| opendi4vp-offline | November 2022 | |
| Yasuda, et al. | Standards Track | [Page] |
This document defines how Bluetooth Low Energy (BLE) can be used to request presentation of verifiable credentials. It uses request and response syntax as defined in [OpenID4VP].¶
This document enables Wallets and the Verifiers who have implemented [OpenID4VP] to request and receive verifiable presentations even if one or both of the entities do not have Internet connection by utilizing Bluetooth Low Energy (BLE). This document uses request and response syntax as defined in [OpenID4VP].¶
This draft uses the terms and definitions from [OpenID4VP], section 2.¶
The user needs to present her electronic ticket (represented by a verifiable credentioal) when entering a venue. She opens her wallet and authenticates towards the wallet. She then scans the QR code at the entrance with her wallet. The wallet determines the credential (the ticket) required by the verifier and asks for consent to share the respective credential. The credential is then transmitted to the verifier, which, after validation, allows her to enter the venue, e.g. by opening the turnstile.¶
This specification supports deployments, where the Verifier or the Wallet or both parties do not have an Internet connection or where use of an Internet connection is not desired.¶
The protocol consists of the following steps:¶
Establishing a BLE connection¶
Verifying the parties¶
Exchanging verifiable credentials¶
Finalizing the exchange¶
Wallet and the Verifier MUST implement BLE according to the [Bluetooth.4.Core] specification .¶
During step 1, ephemeral keys to encrypt the session are exchanged.¶
Step 2 utilizes request and response syntax as defined in [OpenID4VP]. Identification and authentication of Verifier and Wallet can be implemented utilizing the established OpenID mechanisms (e.g. client id).¶
The following limitations in BLE stack 4.2 need to be considerate:¶
Below is the diagram that illustrates protocol flow:¶
+-------------+ +----------------+ | | | | | |<---- (1) Connection setup request ------| | | | using QR code or discovery | | | | | | | |----- (2) OpenID4VP Request over BLE --->| | | | verify the requester | | | | +----------+ | | | | | | | | | | | End-User | | | | Verifier | | |<- (3) AuthN & AuthZ->| Wallet | | (Peripheral | | | | (Central GAP | | GAP Role, | +----------+ | Role, | | Server) | | Client) | | |<---- (4) OpenID4VP Response over BLE ---| | | | (verifiable presentation) | | | | | | | |----- (5) Finalize the exchange -------->| | +-------------+ & Close connection +----------------+
Verifier and the Wallet establish the connection.

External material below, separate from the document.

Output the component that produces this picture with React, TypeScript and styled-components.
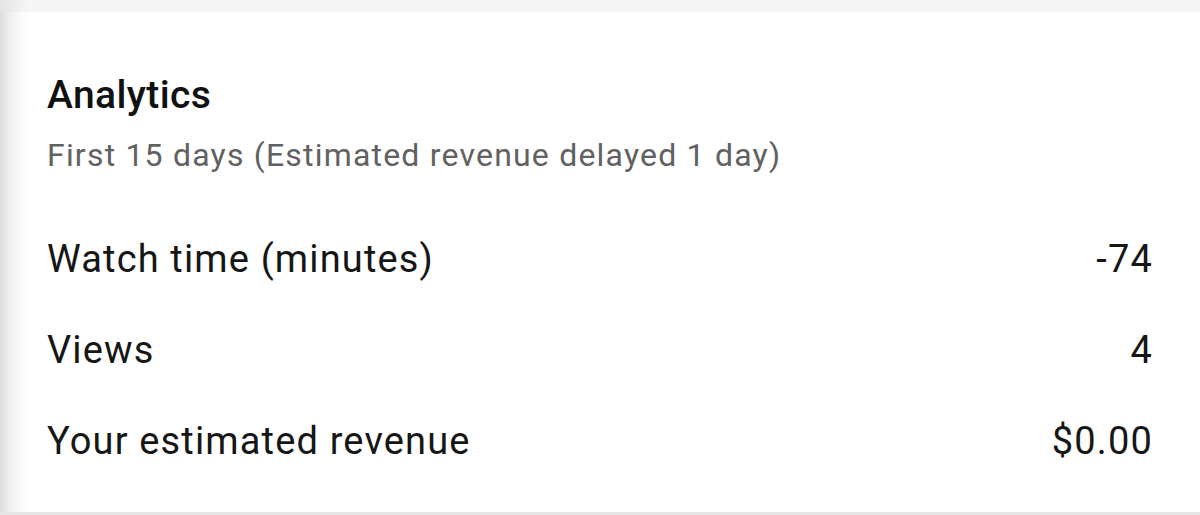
import React from "react";
import styled, { createGlobalStyle } from "styled-components";

const GlobalStyle = createGlobalStyle`
  html, body {
    margin: 0;
    padding: 0;
    background: #ffffff;
  }
  body {
    font-family: Roboto, "Noto Sans", Arial, sans-serif;
  }
`;

type Metric = {
  label: string;
  value: string;
};

const metrics: Metric[] = [
  { label: "Watch time (minutes)", value: "-74" },
  { label: "Views", value: "4" },
  { label: "Your estimated revenue", value: "$0.00" },
];

export default function App() {
  return (
    <>
      <GlobalStyle />
      <StyledScreen>
        <StyledTopStrip />
        <StyledCard>
          <StyledTitle>Analytics</StyledTitle>
          <StyledSubtitle>
            First 15 days (Estimated revenue delayed 1 day)
          </StyledSubtitle>
          <StyledList>
            {metrics.map((m) => (
              <StyledRow key={m.label}>
                <StyledLabel>{m.label}</StyledLabel>
                <StyledValue>{m.value}</StyledValue>
              </StyledRow>
            ))}
          </StyledList>
        </StyledCard>
        <StyledBottomStrip />
      </StyledScreen>
    </>
  );
}

const StyledScreen = styled.div`
  display: flex;
  flex-direction: column;
  width: 1200px;
  height: 515px;
  overflow: hidden;
`;

const StyledTopStrip = styled.div`
  height: 12px;
  flex-shrink: 0;
  background: linear-gradient(to right, #e4e4e4 0px, #f5f5f5 28px);
`;

const StyledCard = styled.div`
  flex: 1;
  display: flex;
  flex-direction: column;
  padding: 61px 48px 0 47px;
  background: linear-gradient(
    to right,
    #dcdcdc 0px,
    #efefef 10px,
    #fbfbfb 22px,
    #ffffff 30px
  );
`;

const StyledTitle = styled.h2`
  margin: 0;
  color: #111111;
  font-family: Roboto, sans-serif;
  font-size: 39px;
  font-weight: 500;
  line-height: 44px;
  letter-spacing: 0.4px;
`;

const StyledSubtitle = styled.p`
  margin: 18px 0 0;
  color: #616161;
  font-family: Roboto, sans-serif;
  font-size: 32px;
  font-weight: 400;
  line-height: 40px;
  letter-spacing: 1.2px;
`;

const StyledList = styled.div`
  display: flex;
  flex-direction: column;
  margin-top: 38px;
`;

const StyledRow = styled.div`
  display: flex;
  justify-content: space-between;
  align-items: center;
  height: 91px;
`;

const StyledLabel = styled.span`
  color: #161616;
  font-family: Roboto, sans-serif;
  font-size: 38px;
  font-weight: 400;
  line-height: 44px;
  letter-spacing: 1.15px;
`;

const StyledValue = styled(StyledLabel)`
  text-align: right;
  margin-right: -1px;
`;

const StyledBottomStrip = styled.div`
  height: 3px;
  flex-shrink: 0;
  background: #e6e6e6;
`;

This specification defines two mechanisms to do so: QR code displayed by the Verifier and BLE Advertisement initiated by the Verifier.¶
Wallet obtains the Presentation Request from the Verifier.¶
Wallet authenticates the user and obtains consent to share Credential(s) with the Verifier.¶
Wallet sends the Presentation Response to the Verifier containing Verifiable Presentation(s).¶
Verifier and the Wallet close connection.¶
First, Verifier and the Wallet need to establish the connection. This specification defines two mechanisms to do so: BLE Advertisement initiated by the Verifier and QR code displayed by the Verifier.¶
Wallet and the Verifier MUST support LE Data Packet Length Extension according to [Bluetooth.4.2.Core] section 4.5.10.¶
Speaking in BLE terms, the Verifier takes the role of the "Peripheral GAP Role" whereas the Wallet takes the "Central GAP Role", i.e. the Verifier advertises the OpenID 4 VP service and the Wallet drives the protocol flow by reading data from and writing data to the Verifier.¶
This section describes how Verifier and the Wallet can establish a connection by Verifier initiating BLE Advertisement. This mechanism can be used by the Verifiers when the use-case does not allow the End-Users to scan a QR code displayed on the Verifier's device, for example to ensure the safety of the Verifier.¶
The following figure shows the message exchange.¶
+------------+ +-----------+ | |-----PDU ADV_IND------>| | | Advertiser |<----SCAN_REQ----------| Scanner | | (Verifier) |-----SCAN_RESP-------->| (Wallet) | | |<----IDENTIFY_REQ------| | +------------+ +-----------+¶
Pre-requisites: The Verifier has opened it's application and started the mode that accepts OpenID4VP.¶
Verifier app starts BLE advertisement (PDU ADV_IND). (announcing the first half of the verifier's key)¶
Wallet scans the BLE layer and filters the OpenID4VP automatically (in case it found only one). If there are multiple verifiers the user is asked to choose.¶
Wallet connects to the Verifier (SCAN_REQ). The second half of the verifiers key is provided in the scan response (SCAN_RESP).¶
Wallet generates a X25519 ([RFC7748]) keys of its own and combines to create a DHE secret key.¶
Wallet makes identify request (IDENTIFY_REQ) and submits its keys to the verifier in plain text (see below). #identify characteristics¶
Verifier calculates DHE secret key based on its key and the wallet's key.¶
Note: While the Verifier can be active for a long time and process multiple Connections (based on the same Verifier key) subsequently, the Verifier can only accept a single connection at a time.¶
BLE Advertisement Packet structure MUST be the following:¶
PDU:
Header:
PDU type: ADV_IND
Tx Address: Random
Rx Address: Random
Payload: (37 bytes)
Adv Address: Random address
Adv Data: (32 byte)
Adv Type: Complete Local Name
flag: "LE General Discoverable Mode", "BR/EDR Not Supported"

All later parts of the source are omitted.